Can remote teams use Civil 3D data shortcuts in the cloud?

Yes. Autodesk supports Civil 3D collaboration on Autodesk Docs using Autodesk Collaboration for Civil 3D, which is designed for cloud-based data shortcut workflows across distributed teams. Team members without that collaboration entitlement can still open drawings that contain data shortcut references, but they cannot create or manage those shortcuts in the cloud project.

Do you need BIM Collaborate Pro to create Civil 3D data shortcuts in Autodesk Docs?

For current Autodesk cloud workflows, yes, in practice: Autodesk states that creating Civil 3D data shortcuts in an Autodesk Docs project requires access to Autodesk Collaboration for Civil 3D, which Autodesk ties to a BIM Collaborate Pro assignment in its current help and support content.

What is the difference between data shortcuts and Xrefs in Civil 3D?

Xrefs reference drawing graphics. Data shortcuts reference Civil 3D design objects such as surfaces, alignments, profiles, corridors, pipe networks, pressure networks, and view frame groups. In short: Xrefs are for attached drawings; data shortcuts are for shareable Civil 3D design data that multiple team members can work with across a project.

Should I use corridors or grading objects for site design?

For many site projects, Autodesk University guidance suggests corridors are stable but more advanced, while grading objects are easier but less stable. The same guidance highlights feature lines as a strong option for many site-grading workflows. For roads and repeatable assemblies, corridors are usually the better fit; for smaller site shaping, feature-line-driven grading is often easier to control.

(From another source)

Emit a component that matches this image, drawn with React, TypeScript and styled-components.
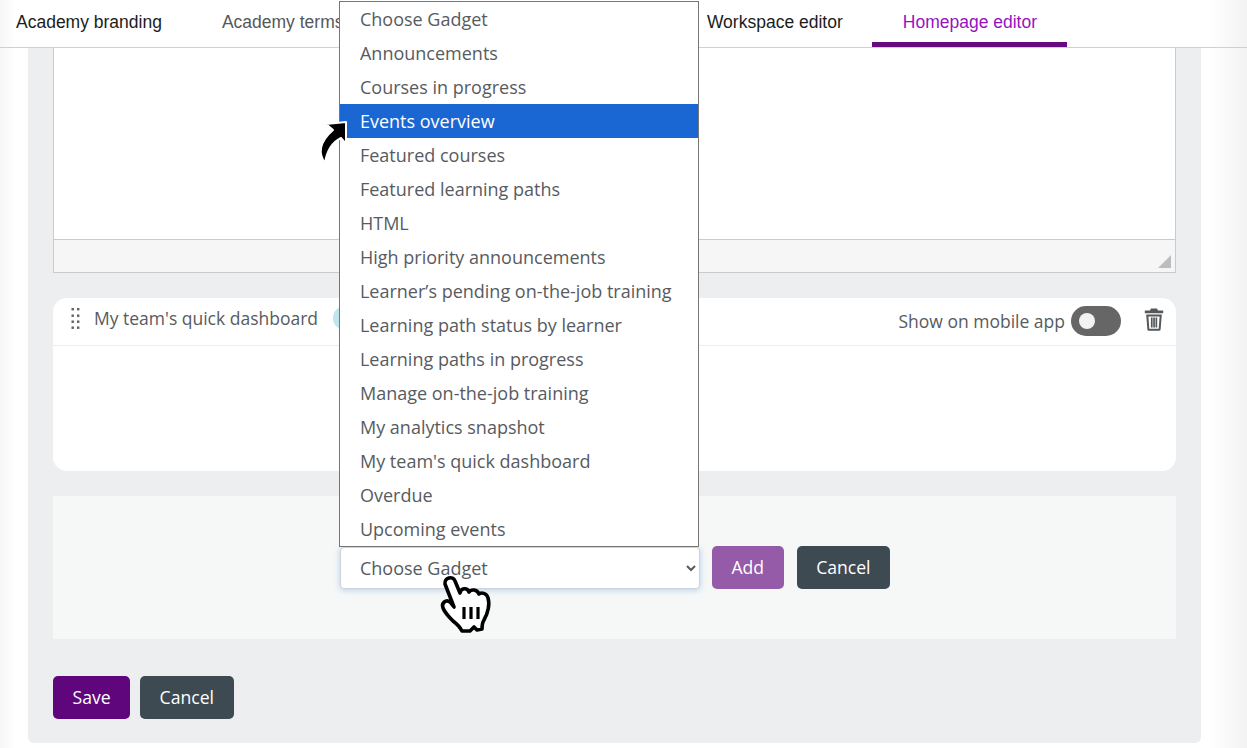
import styled, { createGlobalStyle } from 'styled-components';

const GlobalStyle = createGlobalStyle`
  html, body {
    margin: 0;
    height: 100%;
    overflow: hidden;
    background: #fff;
  }
  * {
    box-sizing: border-box;
  }
`;

const Page = styled.div`
  position: relative;
  width: 1247px;
  height: 748px;
  overflow: hidden;
  font-family: 'Open Sans', 'Noto Sans', sans-serif;
  color: #575b5f;
  background: linear-gradient(90deg, #f7f7f7 0, #fff 16px, #fff 1208px, #f3f3f3 1245px);
`;

const TabBar = styled.nav`
  display: flex;
  height: 48px;
  border-bottom: 1px solid #d0d0d0;
  font-family: 'Liberation Sans', Arial, sans-serif;
`;

const Tab = styled.div<{ $active?: boolean; $width?: number }>`
  flex: none;
  width: ${(p) => (p.$width ? `${p.$width}px` : 'auto')};
  height: 47px;
  padding: 12px ${(p) => (p.$active ? 30 : 29)}px 0 31px;
  font-size: 17.5px;
  line-height: 20px;
  white-space: nowrap;
  overflow: hidden;
  color: ${(p) => (p.$active ? '#9712c0' : '#1c1c1c')};
  border-bottom: 5px solid ${(p) => (p.$active ? '#660a80' : 'transparent')};
`;

const FirstTab = styled(Tab)`
  padding-left: 16px;
`;

const MutedTab = styled(Tab)`
  color: #55585b;
`;

const Panel = styled.main`
  width: 1173px;
  height: 695px;
  margin-left: 28px;
  padding: 0 25px;
  background: #edeef0;
  border-radius: 0 0 6px 6px;
`;

const Editor = styled.section`
  height: 225px;
  display: flex;
  flex-direction: column;
  background: #fff;
  border: 1px solid #cbcbcb;
  border-top: 0;
`;

const EditorBody = styled.div`
  flex: 1;
`;

const EditorStatus = styled.div`
  position: relative;
  height: 33px;
  background: #f6f6f6;
  border-top: 1px solid #cbcbcb;
`;

const ResizeGrip = styled.svg`
  position: absolute;
  right: 4px;
  bottom: 4px;
`;

const GadgetCard = styled.section`
  height: 173px;
  margin-top: 25px;
  background: #fff;
  border-radius: 14px;
`;

const CardHeader = styled.header`
  display: flex;
  align-items: center;
  height: 48px;
  padding: 0 12px 0 17px;
  border-bottom: 1px solid #eeeeee;
`;

const DragHandle = styled.svg`
  flex: none;
  margin-right: 13px;
  margin-top: -6px;
`;

const CardTitle = styled.span`
  font-size: 17.5px;
  line-height: 24px;
  margin-top: -7px;
`;

const TitleBadge = styled.span`
  width: 60px;
  height: 24px;
  margin-left: 15px;
  margin-top: -7px;
  border-radius: 12px;
  background: #bfe6ee;
`;

const MobileLabel = styled.span`
  margin-left: auto;
  font-size: 17.5px;
  line-height: 24px;
  margin-top: -2px;
`;

const Toggle = styled.span`
  position: relative;
  width: 50px;
  height: 30px;
  margin-left: 6px;
  margin-top: -1px;
  border-radius: 15px;
  background: #666666;
`;

const ToggleKnob = styled.span`
  position: absolute;
  top: 7px;
  left: 8px;
  width: 16px;
  height: 16px;
  border-radius: 50%;
  background: #f2f2f2;
`;

const TrashIcon = styled.svg`
  flex: none;
  margin-left: 23px;
  margin-top: -4px;
`;

const AddRow = styled.section`
  display: flex;
  align-items: center;
  justify-content: center;
  gap: 13px;
  height: 143px;
  margin-top: 25px;
  padding-left: 1px;
  background: #f6f8f8;
`;

const SelectWrap = styled.div`
  position: relative;
  width: 360px;
  margin-right: -1px;
`;

const GadgetSelect = styled.select`
  display: block;
  width: 100%;
  height: 42px;
  padding: 0 6px 0 15px;
  font: 18px 'Open Sans', 'Noto Sans', sans-serif;
  color: #575b5f;
  background-color: #fff;
  border: 1px solid #cfd3d6;
  border-radius: 4px;
  box-shadow: 0 1px 6px rgba(120, 170, 225, 0.55);
`;

const OptionList = styled.ul`
  position: absolute;
  left: -1px;
  bottom: 42px;
  width: 360px;
  margin: 0;
  padding: 0;
  list-style: none;
  background: #fff;
  border: 1px solid #767676;
`;

const OptionItem = styled.li<{ $selected?: boolean }>`
  height: 34px;
  padding-left: 20px;
  font-size: 18px;
  line-height: 34px;
  white-space: nowrap;
  color: ${(p) => (p.$selected ? '#fff' : '#575b5f')};
  background: ${(p) => (p.$selected ? '#1a67d3' : 'transparent')};
`;

const Button = styled.button<{ $tone: 'add' | 'save' | 'cancel' }>`
  flex: none;
  height: 43px;
  padding: 0 19.5px 2px;
  font: 17.6px 'Open Sans', 'Noto Sans', sans-serif;
  color: #fff;
  border: 0;
  border-radius: 5px;
  background: ${(p) =>
    p.$tone === 'add' ? '#955aa8' : p.$tone === 'save' ? '#5f067c' : '#3e4a52'};
`;

const FormActions = styled.div`
  display: flex;
  gap: 10px;
  margin-top: 37px;
`;

const HandCursor = styled.svg`
  position: absolute;
  left: 99px;
  top: 28px;
  pointer-events: none;
`;

const ArrowCursor = styled.svg`
  position: absolute;
  left: 317px;
  top: 116px;
  pointer-events: none;
`;

const gadgets = [
  'Choose Gadget',
  'Announcements',
  'Courses in progress',
  'Events overview',
  'Featured courses',
  'Featured learning paths',
  'HTML',
  'High priority announcements',
  'Learner’s pending on-the-job training',
  'Learning path status by learner',
  'Learning paths in progress',
  'Manage on-the-job training',
  'My analytics snapshot',
  "My team's quick dashboard",
  'Overdue',
  'Upcoming events',
];

export default function App() {
  return (
    <Page>
      <GlobalStyle />
      <TabBar>
        <FirstTab>Academy branding</FirstTab>
        <MutedTab $width={485}>Academy terms</MutedTab>
        <Tab>Workspace editor</Tab>
        <Tab $active>Homepage editor</Tab>
      </TabBar>
      <Panel>
        <Editor>
          <EditorBody />
          <EditorStatus>
            <ResizeGrip width="13" height="13" viewBox="0 0 13 13">
              <path d="M13 0V13H0Z" fill="#bdbdbd" />
            </ResizeGrip>
          </EditorStatus>
        </Editor>
        <GadgetCard>
          <CardHeader>
            <DragHandle width="11" height="23" viewBox="0 0 11 23" fill="#5d6164">
              <rect x="1.5" y="1" width="2.4" height="2.4" />
              <rect x="7" y="1" width="2.4" height="2.4" />
              <rect x="1.5" y="7.5" width="2.4" height="2.4" />
              <rect x="7" y="7.5" width="2.4" height="2.4" />
              <rect x="1.5" y="13.5" width="2.4" height="2.4" />
              <rect x="7" y="13.5" width="2.4" height="2.4" />
              <rect x="1.5" y="19.5" width="2.4" height="2.4" />
              <rect x="7" y="19.5" width="2.4" height="2.4" />
            </DragHandle>
            <CardTitle>My team's quick dashboard</CardTitle>
            <TitleBadge />
            <MobileLabel>Show on mobile app</MobileLabel>
            <Toggle>
              <ToggleKnob />
            </Toggle>
            <TrashIcon width="20" height="23" viewBox="0 0 20 23" fill="#54585b">
              <path d="M7 0.5H13L14 2.5H19.2V5.2H0.8V2.5H6Z" />
              <path
                fillRule="evenodd"
                d="M2.2 6.4H17.8L16.6 21.4Q16.5 22.8 15.1 22.8H4.9Q3.5 22.8 3.4 21.4ZM4.4 8.4L5.3 20.8H14.7L15.6 8.4Z"
              />
              <rect x="6.9" y="9.5" width="1.7" height="10" />
              <rect x="9.2" y="9.5" width="1.7" height="10" />
              <rect x="11.5" y="9.5" width="1.7" height="10" />
            </TrashIcon>
          </CardHeader>
        </GadgetCard>
        <AddRow>
          <SelectWrap>
            <GadgetSelect defaultValue="Choose Gadget">
              <option>Choose Gadget</option>
            </GadgetSelect>
            <OptionList>
              {gadgets.map((name) => (
                <OptionItem key={name} $selected={name === 'Events overview'}>
                  {name}
                </OptionItem>
              ))}
            </OptionList>
            <HandCursor width="54" height="58" viewBox="0 0 54 58">
              <path
                d="M6 9C5 3 14 0 16 6L21 18C22 13 28 12 30 17C32 14 38 14 40 19C42 17 48 18 49 23C51 29 49 38 45 45C43 48 43 50 43 54L38 55L35 52L31 56H23C21 52 18 49 14 46C10 42 6 38 4 33C2 28 7 24 11 27L15 32Z"
                fill="#fff"
                stroke="#000"
                strokeWidth="3.6"
                strokeLinejoin="round"
              />
              <path
                d="M25 32V44M32 32V44M39 32V44"
                stroke="#000"
                strokeWidth="3.2"
                strokeLinecap="butt"
              />
            </HandCursor>
          </SelectWrap>
          <Button $tone="add">Add</Button>
          <Button $tone="cancel">Cancel</Button>
        </AddRow>
        <FormActions>
          <Button $tone="save">Save</Button>
          <Button $tone="cancel">Cancel</Button>
        </FormActions>
      </Panel>
      <ArrowCursor width="34" height="52" viewBox="0 0 34 52">
        <path
          d="M9 8L29 6V28L24 22C16 26 10 34 8 47C1 38 2 26 16 14Z"
          fill="#000"
          stroke="#fff"
          strokeWidth="2"
          strokeLinejoin="round"
        />
      </ArrowCursor>
    </Page>
  );
}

What tasks can a remote civil engineer safely handle in Civil 3D?

Remote civil engineers can safely handle surface work, alignments, profiles, grading, pipe networks, quantity support, sheet production, and data-shortcut-based model updates when the workflow is standardized. High-liability items such as final design judgments, jurisdiction-specific compliance calls, and signed deliverables should stay under the licensed engineer’s direct control. The software and collaboration tooling support the technical production side well.